### Work to be completed
Pull out every line below containing the word "Output".
☆ ☆ ☆ ☆
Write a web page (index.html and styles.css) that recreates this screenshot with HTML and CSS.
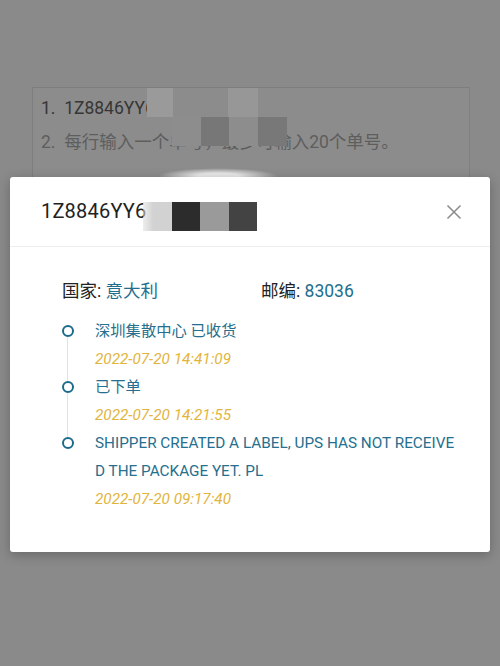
FILE: index.html
```html
<!DOCTYPE html>
<html lang="zh">
<head>
<meta charset="utf-8">
<link rel="stylesheet" href="styles.css">
</head>
<body>
<div class="page">
  <div class="input-box">
    <div class="line line-1">1.&nbsp; 1Z8846YY6</div>
    <div class="line line-2">2.&nbsp; 每行输入一个单号，最多可输入20个单号。</div>
    <span class="bm bm-a"></span>
    <span class="bm bm-b"></span>
    <span class="bm bm-c"></span>
    <span class="bm bm-d"></span>
    <span class="bm bm-e"></span>
    <span class="bm bm-f"></span>
    <span class="glow"></span>
  </div>
</div>

<div class="modal">
  <div class="modal-head">
    <div class="title">1Z8846YY6</div>
    <div class="mosaic">
      <span class="m m1"></span><span class="m m2"></span><span class="m m3"></span><span class="m m4"></span>
    </div>
    <svg class="close" width="16" height="16" viewBox="0 0 16 16"><path d="M1.5 1.5 L14.5 14.5 M14.5 1.5 L1.5 14.5" stroke="#8a8a8a" stroke-width="1.5" fill="none"/></svg>
  </div>
  <div class="modal-body">
    <div class="info">
      <div class="info-item country">国家: <span class="val">意大利</span></div>
      <div class="info-item">邮编: <span class="val">83036</span></div>
    </div>
    <ul class="timeline">
      <li class="tl-item">
        <span class="dot"></span>
        <div class="tl-title">深圳集散中心 已收货</div>
        <div class="tl-date">2022-07-20 14:41:09</div>
      </li>
      <li class="tl-item">
        <span class="dot"></span>
        <div class="tl-title">已下单</div>
        <div class="tl-date">2022-07-20 14:21:55</div>
      </li>
      <li class="tl-item last">
        <span class="dot"></span>
        <div class="tl-title">SHIPPER CREATED A LABEL, UPS HAS NOT RECEIVED THE PACKAGE YET. PL</div>
        <div class="tl-date">2022-07-20 09:17:40</div>
      </li>
    </ul>
  </div>
</div>
</body>
</html>
```

FILE: styles.css
```css
html, body {
  margin: 0;
  padding: 0;
}
body {
  width: 500px;
  height: 666px;
  background: #8a8a8a;
  font-family: Roboto, "Noto Sans CJK SC", sans-serif;
  overflow: hidden;
  position: relative;
}
.page {
  padding: 87px 30px 0 32px;
}
.input-box {
  position: relative;
  height: 200px;
  border: 1px solid #7e7e7e;
  border-bottom: none;
  padding: 3px 0 0 8px;
  background: #8c8c8c;
}
.line {
  font-size: 17.5px;
  height: 34px;
  line-height: 34px;
  white-space: nowrap;
}
.line-1 { color: #363636; }
.line-2 { color: #5e5e5e; }

.bm { position: absolute; display: block; }
.bm-a { left: 114px; top: 0; width: 26px; height: 29px; background: #9a9a9a; }
.bm-b { left: 195px; top: 0; width: 30px; height: 29px; background: #979797; }
.bm-c { left: 139px; top: 29px; width: 29px; height: 29px; background: #8d8d8d; }
.bm-d { left: 168px; top: 29px; width: 28px; height: 29px; background: #777777; }
.bm-e { left: 196px; top: 29px; width: 29px; height: 29px; background: #8d8d8d; }
.bm-f { left: 225px; top: 29px; width: 29px; height: 29px; background: #787878; }
.glow {
  position: absolute;
  left: 125px;
  top: 80px;
  width: 120px;
  height: 16px;
  border-radius: 50%;
  background: radial-gradient(ellipse at center, rgba(255,255,255,0.8) 25%, rgba(255,255,255,0) 70%);
}

.modal {
  position: absolute;
  left: 10px;
  top: 177px;
  width: 480px;
  height: 375px;
  background: #fff;
  border-radius: 3px;
  box-shadow: 0 3px 12px rgba(0,0,0,0.25);
}
.modal-head {
  position: relative;
  height: 69px;
  border-bottom: 1px solid #eeeeee;
  display: flex;
  align-items: center;
  padding-left: 31px;
}
.title {
  font-size: 20px;
  color: #222;
  letter-spacing: 0.2px;
  margin-top: -1px;
}
.mosaic {
  position: absolute;
  left: 133px;
  top: 25px;
  display: flex;
}
.m { display: block; width: 28px; height: 29px; }
.m1 { background: linear-gradient(90deg, rgba(220,220,220,0.5), #d2d2d2 35%); width: 29px; }
.m2 { background: #2c2c2c; }
.m3 { background: #9a9a9a; width: 29px; }
.m4 { background: #434343; }
.close {
  position: absolute;
  right: 28px;
  top: 27px;
}
.modal-body {
  padding: 31px 0 0 52px;
}
.info {
  display: flex;
  font-size: 17.5px;
  color: #222;
  height: 26px;
  line-height: 26px;
}
.country { width: 199px; }
.val { color: #226e8e; }

.timeline {
  list-style: none;
  margin: 13px 0 0 0;
  padding: 0;
}
.tl-item {
  position: relative;
  padding-left: 33px;
}
.tl-item::before {
  content: "";
  position: absolute;
  left: 5px;
  top: 20px;
  bottom: -8px;
  width: 1px;
  background: #e2e2e2;
}
.tl-item.last::before { display: none; }
.dot {
  position: absolute;
  left: 0;
  top: 8px;
  width: 8px;
  height: 8px;
  border: 2.5px solid #1c6b8c;
  border-radius: 50%;
  background: #fff;
}
.tl-title {
  font-size: 15.3px;
  line-height: 28px;
  color: #266f8e;
  width: 362px;
  word-break: break-all;
}
.tl-date {
  font-size: 15.3px;
  line-height: 28px;
  font-style: italic;
  color: #e1b53e;
}
```
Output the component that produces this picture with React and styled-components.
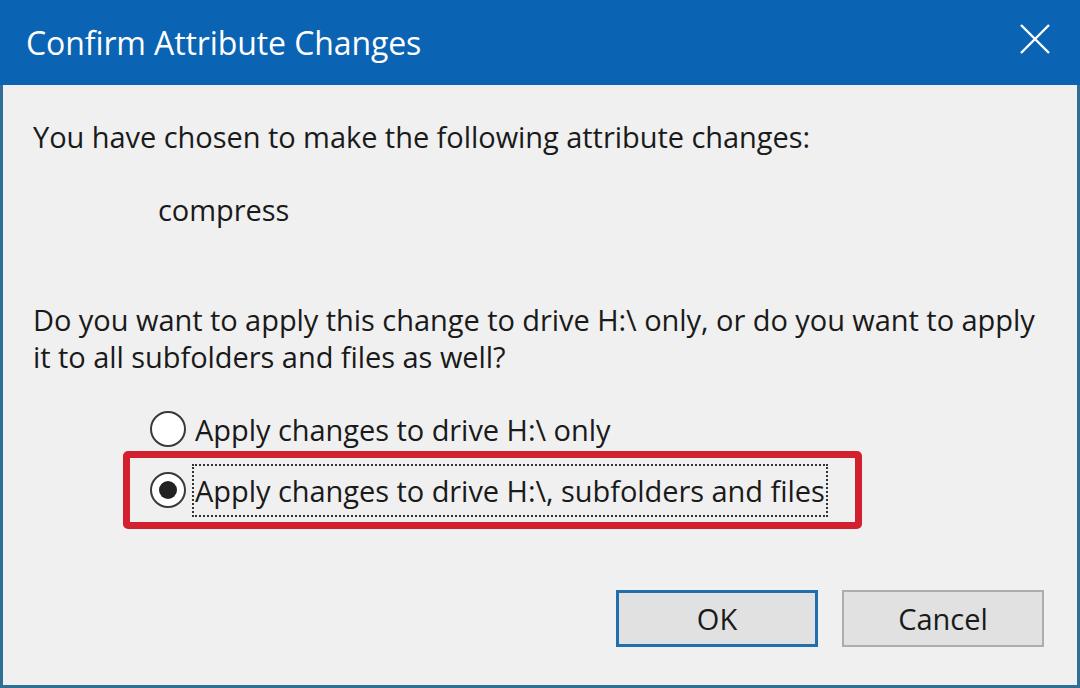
import React, { useState } from 'react'
import styled, { createGlobalStyle } from 'styled-components'

const GlobalStyle = createGlobalStyle`
    html, body {
        margin: 0;
        padding: 0;
        background: #f0f0f0;
    }
    body {
        font-family: "Open Sans", "Noto Sans", sans-serif;
        color: #1a1a1a;
    }
`;

const App = () => {
    const [scope, setScope] = useState('all');

    return (
        <>
            <GlobalStyle />
            <StWindow>
                <StTitleBar>
                    <StTitle>Confirm Attribute Changes</StTitle>
                    <StClose aria-label="Close">
                        <svg width="30" height="30" viewBox="0 0 30 30">
                            <path d="M1 1 L29 29 M29 1 L1 29" stroke="#fff" strokeWidth="2.4" fill="none" />
                        </svg>
                    </StClose>
                </StTitleBar>
                <StBody>
                    <StLine>You have chosen to make the following attribute changes:</StLine>
                    <StChange>compress</StChange>
                    <StQuestion>
                        Do you want to apply this change to drive H:\ only, or do you want to apply
                        <br />
                        it to all subfolders and files as well?
                    </StQuestion>
                    <StOptions>
                        <StOption>
                            <StRadio checked={scope === 'drive'} onClick={() => setScope('drive')} />
                            <StLabel onClick={() => setScope('drive')}>Apply changes to drive H:\ only</StLabel>
                        </StOption>
                        <StHighlight>
                            <StOption>
                                <StRadio checked={scope === 'all'} onClick={() => setScope('all')} />
                                <StLabel focused onClick={() => setScope('all')}>Apply changes to drive H:\, subfolders and files</StLabel>
                            </StOption>
                        </StHighlight>
                    </StOptions>
                    <StButtons>
                        <StButton primary>OK</StButton>
                        <StButton>Cancel</StButton>
                    </StButtons>
                </StBody>
            </StWindow>
        </>
    )
}

/* STYLED-COMPONENTS */

const StWindow = styled.div`
    display: flex;
    flex-direction: column;
    width: 1080px;
    height: 688px;
    overflow: hidden;
`;

const StTitleBar = styled.div`
    display: flex;
    align-items: center;
    justify-content: space-between;
    height: 85px;
    padding: 0 30px 0 26px;
    box-sizing: border-box;
    background-color: #0b63b4;
`;

const StTitle = styled.div`
    font-size: 32px;
    color: #ffffff;
    letter-spacing: -0.1px;
    margin-top: -1px;
`;

const StClose = styled.div`
    display: flex;
    margin-top: -8px;
`;

const StBody = styled.div`
    flex: 1;
    display: flex;
    flex-direction: column;
    padding: 33px 33px 0 30px;
    border: 3px solid #2f6f95;
    border-top: none;
    background-color: #f0f0f0;
    font-size: 29px;
    line-height: 37px;
    letter-spacing: -0.05px;
`;

const StLine = styled.div`
    white-space: nowrap;
`;

const StChange = styled.div`
    margin: 36px 0 0 125px;
`;

const StQuestion = styled.div`
    margin-top: 73px;
    white-space: nowrap;
`;

const StOptions = styled.div`
    display: flex;
    flex-direction: column;
    margin: 34px 0 0 90px;
`;

const StOption = styled.div`
    display: flex;
    align-items: center;
    height: 40px;
    padding-left: 27px;
`;

const StHighlight = styled.div`
    display: flex;
    align-items: center;
    width: 739px;
    height: 78px;
    box-sizing: border-box;
    margin-top: 2px;
    border: 7px solid #d3202f;
    border-radius: 5px;
    & > div {
        padding-left: 20px;
    }
`;

const StRadio = styled.span`
    position: relative;
    flex: none;
    width: 36px;
    height: 36px;
    box-sizing: border-box;
    border: 2px solid #3a3a3a;
    border-radius: 50%;
    background-color: #ffffff;
    margin-right: 6px;
    cursor: pointer;
    &::after {
        content: '';
        position: absolute;
        top: 7px;
        left: 7px;
        width: 18px;
        height: 18px;
        border-radius: 50%;
        background-color: #222222;
        display: ${props => props.checked ? 'block' : 'none'};
    }
`;

const StLabel = styled.span`
    white-space: nowrap;
    padding: 6px 1px;
    border: 2px dotted ${props => props.focused ? '#333333' : 'transparent'};
    cursor: pointer;
`;

const StButtons = styled.div`
    display: flex;
    justify-content: flex-end;
    gap: 24px;
    margin-top: 61px;
`;

const StButton = styled.button`
    width: 202px;
    height: 57px;
    box-sizing: border-box;
    font-family: inherit;
    font-size: 29px;
    color: #1a1a1a;
    background-color: #e1e1e1;
    border: ${props => props.primary ? '3px solid #1f6fae' : '2px solid #adadad'};
    cursor: pointer;
`;

export default App;
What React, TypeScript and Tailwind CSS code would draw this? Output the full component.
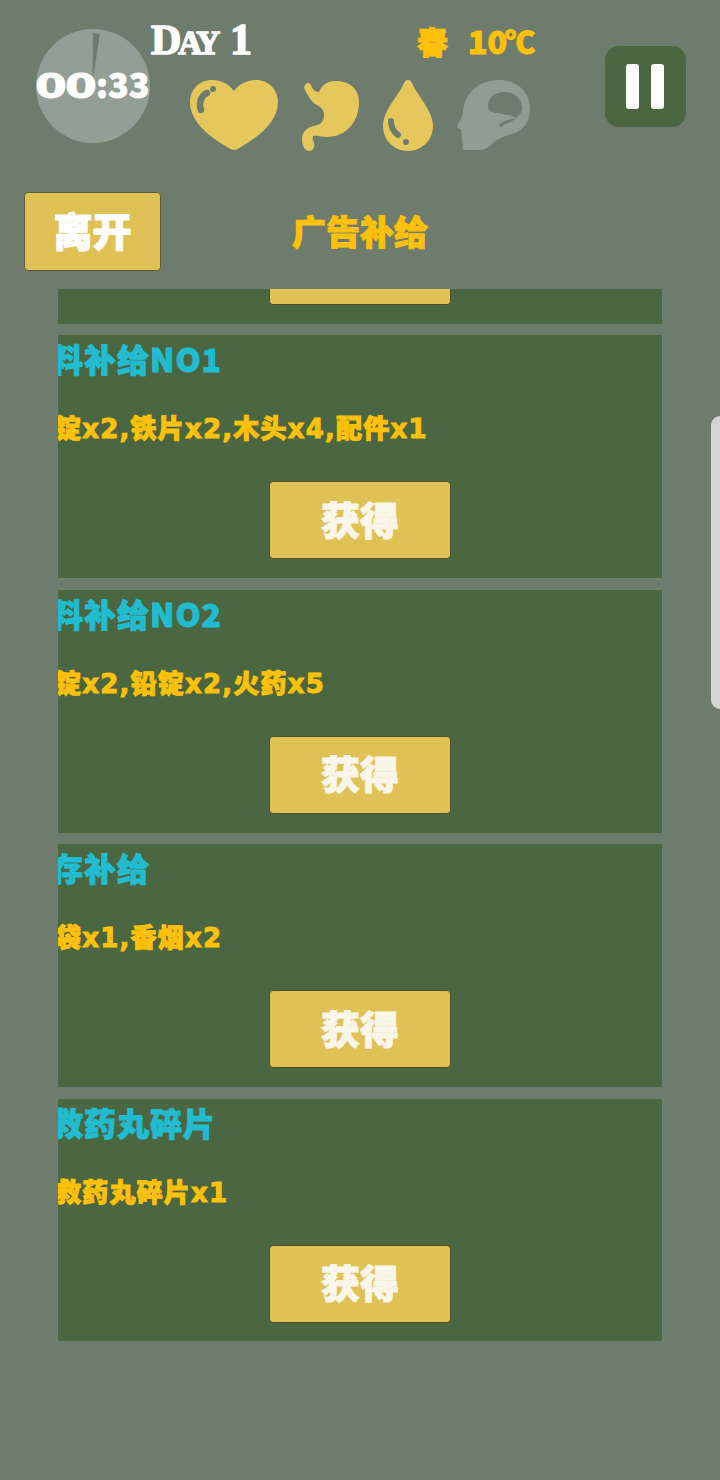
☆ ☆ ☆ ☆
### The result
Output the component that produces this picture with React and styled-components.
What React, TypeScript and Tailwind CSS code would draw this? Output the full component.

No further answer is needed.